The Afrikan Ancestral Land Complex lifts the veil of imposed ignorance, distortion, omission, and misrepresentation. It offers a glimpse of Afrika before the Maafa. This Afrika is a distinct spiritual, cultural, and historical space and time. It is a region of existence in the time of our Ancestors. It contains earlier versions of the Afrikan self and Afrikan institutions, uncontaminated by the Maafa.

The reconstruction, analysis, and evaluation of the AALC serve as an example of how Afrikan humanity can overcome the destruction, erasure, and misrepresentation of Afrikan Traditions and restore them to greater utility and respectability.

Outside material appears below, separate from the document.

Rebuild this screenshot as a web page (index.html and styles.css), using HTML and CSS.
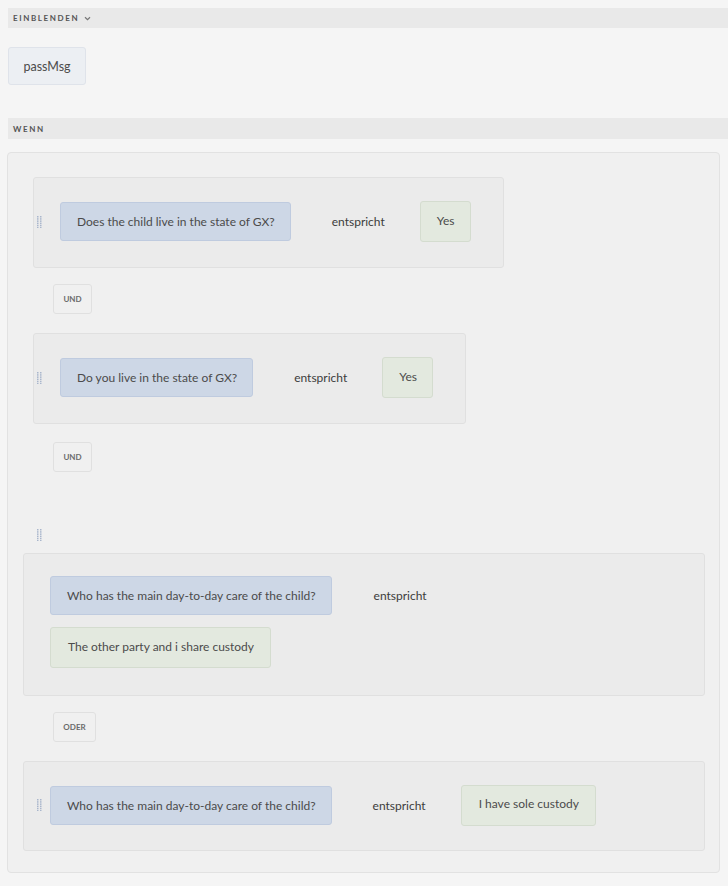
FILE: index.html
```html
<!DOCTYPE html>
<html lang="de">
<head>
<meta charset="utf-8">
<link rel="stylesheet" href="styles.css">
</head>
<body>
<div class="page">
  <div class="bar">EINBLENDEN <span class="chev"><svg width="7" height="5" viewBox="0 0 7 5"><path d="M1 1.2 L3.5 3.6 L6 1.2" fill="none" stroke="#777" stroke-width="1.2"/></svg></span></div>
  <div class="show-row"><div class="chip chip-target">passMsg</div></div>
  <div class="bar bar-wenn">WENN</div>
  <div class="container">
    <div class="cond cond-1">
      <span class="handle"><svg width="5" height="12" viewBox="0 0 5 12"><g fill="#a9b6cc"><rect x="0" y="0" width="1.5" height="1.5"/><rect x="3" y="0" width="1.5" height="1.5"/><rect x="0" y="2.2" width="1.5" height="1.5"/><rect x="3" y="2.2" width="1.5" height="1.5"/><rect x="0" y="4.4" width="1.5" height="1.5"/><rect x="3" y="4.4" width="1.5" height="1.5"/><rect x="0" y="6.6" width="1.5" height="1.5"/><rect x="3" y="6.6" width="1.5" height="1.5"/><rect x="0" y="8.8" width="1.5" height="1.5"/><rect x="3" y="8.8" width="1.5" height="1.5"/><rect x="0" y="11" width="1.5" height="1"/><rect x="3" y="11" width="1.5" height="1"/></g></svg></span>
      <div class="chip chip-q">Does the child live in the state of GX?</div>
      <span class="op">entspricht</span>
      <div class="chip chip-v">Yes</div>
    </div>
    <div class="conj conj-1">UND</div>
    <div class="cond cond-2">
      <span class="handle"><svg width="5" height="12" viewBox="0 0 5 12"><g fill="#a9b6cc"><rect x="0" y="0" width="1.5" height="1.5"/><rect x="3" y="0" width="1.5" height="1.5"/><rect x="0" y="2.2" width="1.5" height="1.5"/><rect x="3" y="2.2" width="1.5" height="1.5"/><rect x="0" y="4.4" width="1.5" height="1.5"/><rect x="3" y="4.4" width="1.5" height="1.5"/><rect x="0" y="6.6" width="1.5" height="1.5"/><rect x="3" y="6.6" width="1.5" height="1.5"/><rect x="0" y="8.8" width="1.5" height="1.5"/><rect x="3" y="8.8" width="1.5" height="1.5"/><rect x="0" y="11" width="1.5" height="1"/><rect x="3" y="11" width="1.5" height="1"/></g></svg></span>
      <div class="chip chip-q">Do you live in the state of GX?</div>
      <span class="op">entspricht</span>
      <div class="chip chip-v">Yes</div>
    </div>
    <div class="conj conj-2">UND</div>
    <div class="group">
      <span class="handle handle-group"><svg width="5" height="12" viewBox="0 0 5 12"><g fill="#a9b6cc"><rect x="0" y="0" width="1.5" height="1.5"/><rect x="3" y="0" width="1.5" height="1.5"/><rect x="0" y="2.2" width="1.5" height="1.5"/><rect x="3" y="2.2" width="1.5" height="1.5"/><rect x="0" y="4.4" width="1.5" height="1.5"/><rect x="3" y="4.4" width="1.5" height="1.5"/><rect x="0" y="6.6" width="1.5" height="1.5"/><rect x="3" y="6.6" width="1.5" height="1.5"/><rect x="0" y="8.8" width="1.5" height="1.5"/><rect x="3" y="8.8" width="1.5" height="1.5"/><rect x="0" y="11" width="1.5" height="1"/><rect x="3" y="11" width="1.5" height="1"/></g></svg></span>
      <div class="gcond gcond-wrap">
        <div class="wrap-line">
          <div class="chip chip-q">Who has the main day-to-day care of the child?</div>
          <span class="op">entspricht</span>
        </div>
        <div class="chip chip-v chip-share">The other party and i share custody</div>
      </div>
      <div class="conj conj-or">ODER</div>
      <div class="gcond gcond-row">
        <span class="handle handle-inner"><svg width="5" height="12" viewBox="0 0 5 12"><g fill="#a9b6cc"><rect x="0" y="0" width="1.5" height="1.5"/><rect x="3" y="0" width="1.5" height="1.5"/><rect x="0" y="2.2" width="1.5" height="1.5"/><rect x="3" y="2.2" width="1.5" height="1.5"/><rect x="0" y="4.4" width="1.5" height="1.5"/><rect x="3" y="4.4" width="1.5" height="1.5"/><rect x="0" y="6.6" width="1.5" height="1.5"/><rect x="3" y="6.6" width="1.5" height="1.5"/><rect x="0" y="8.8" width="1.5" height="1.5"/><rect x="3" y="8.8" width="1.5" height="1.5"/><rect x="0" y="11" width="1.5" height="1"/><rect x="3" y="11" width="1.5" height="1"/></g></svg></span>
        <div class="chip chip-q">Who has the main day-to-day care of the child?</div>
        <span class="op">entspricht</span>
        <div class="chip chip-v chip-sole">I have sole custody</div>
      </div>
    </div>
  </div>
</div>
</body>
</html>
```

FILE: styles.css
```css
* { box-sizing: border-box; }
html, body { margin: 0; padding: 0; }
body {
  background: #f5f5f5;
  font-family: Lato, "Open Sans", sans-serif;
  color: #4b4b4b;
  width: 728px;
  height: 886px;
  overflow: hidden;
}
.page {
  padding-top: 8px;
  padding-left: 7px;
}
.bar {
  margin-left: 1px;
  height: 20px;
  background: #e9e9e9;
  font-size: 8px;
  font-weight: 700;
  letter-spacing: 1.6px;
  color: #555;
  padding-left: 5px;
  display: flex;
  align-items: center;
  gap: 3px;
}
.chev { display: inline-flex; margin-left: 2px; }
.bar-wenn { height: 21px; }
.show-row {
  padding: 19px 0 33px 1px;
}
.chip {
  display: inline-flex;
  align-items: center;
  height: 39px;
  padding: 0 15px 0 16px;
  font-size: 12px;
  border-radius: 3px;
  white-space: nowrap;
}
.chip-target {
  width: 78px;
  height: 38px;
  justify-content: center;
  padding: 0;
  background: #eceff3;
  border: 1px solid #dfe3ea;
  font-size: 12.5px;
}
.chip-q {
  background: #cdd7e6;
  border: 1px solid #bfcbdf;
}
.chip-v {
  background: #e3e9df;
  border: 1px solid #d4dccf;
  height: 41px;
  padding-bottom: 3px;
}
.container {
  margin-top: 13px;
  width: 713px;
  height: 721px;
  background: #f0f0f0;
  border: 1px solid #e2e2e2;
  border-radius: 4px;
  padding: 24px 14px 0 15px;
}
.cond {
  display: inline-flex;
  align-items: center;
  margin-left: 10px;
  height: 91px;
  background: #ebebeb;
  border: 1px solid #e0e0e0;
  border-radius: 3px;
  padding: 0 32px 2px 3px;
}
.handle {
  display: inline-flex;
  width: 5px;
  margin-right: 18px;
}
.op {
  font-size: 12px;
  color: #3c3c3c;
  margin: 0 35px 0 41px;
}
.conj {
  display: flex;
  align-items: center;
  justify-content: center;
  width: 39px;
  height: 30px;
  margin-left: 30px;
  background: #f0f0f0;
  border: 1px solid #e0e0e0;
  border-radius: 3px;
  font-size: 8px;
  font-weight: 700;
  color: #6b6b6b;
}
.conj-1 { margin-top: 16px; margin-bottom: 19px; }
.conj-2 { margin-top: 18px; }
.group {
  display: flex;
  flex-direction: column;
}
.handle-group {
  margin: 57px 0 12px 14px;
  height: 12px;
}
.gcond {
  width: 682px;
  background: #ebebeb;
  border: 1px solid #e0e0e0;
  border-radius: 3px;
}
.gcond-wrap {
  height: 143px;
  padding: 22px 0 0 26px;
  display: flex;
  flex-direction: column;
  align-items: flex-start;
  gap: 12px;
}
.wrap-line { display: flex; align-items: center; }
.wrap-line .op { margin-left: 42px; }
.conj-or {
  width: 43px;
  margin: 16px 0 19px 30px;
}
.gcond-row {
  height: 90px;
  display: flex;
  align-items: center;
  padding: 0 0 2px 13px;
}
.handle-inner { margin-right: 8px; }
.chip-share, .chip-sole { padding: 0 16px 3px 17px; }
.gcond-row .op { margin-right: 35px; }
```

Such reconstruction makes sense, or complete sense, of hitherto isolated pieces of knowledge and information that survived almost as meaningless oddities among Afrikan people in the world, cut off from their beginnings and therefore the conception of the full complex and the explanation of itself. The new knowledge and greater understanding of the AALC position it as an effective solution, or part thereof, to some persistent challenges facing Afrikan families and communities around the world.

The restoration of the AALC validates ancestral knowledge and highlights Indigenous Knowledge Systems worldwide as critical repositories of humanity’s knowledge, accumulated over millennia of observation and preservation.

The Afrikan Indigenous Knowledge System preserves the rule of Ma’at, Spirituality, Matriarchy, Environmentalism, and many other good things of proven enduring relevance to humanity.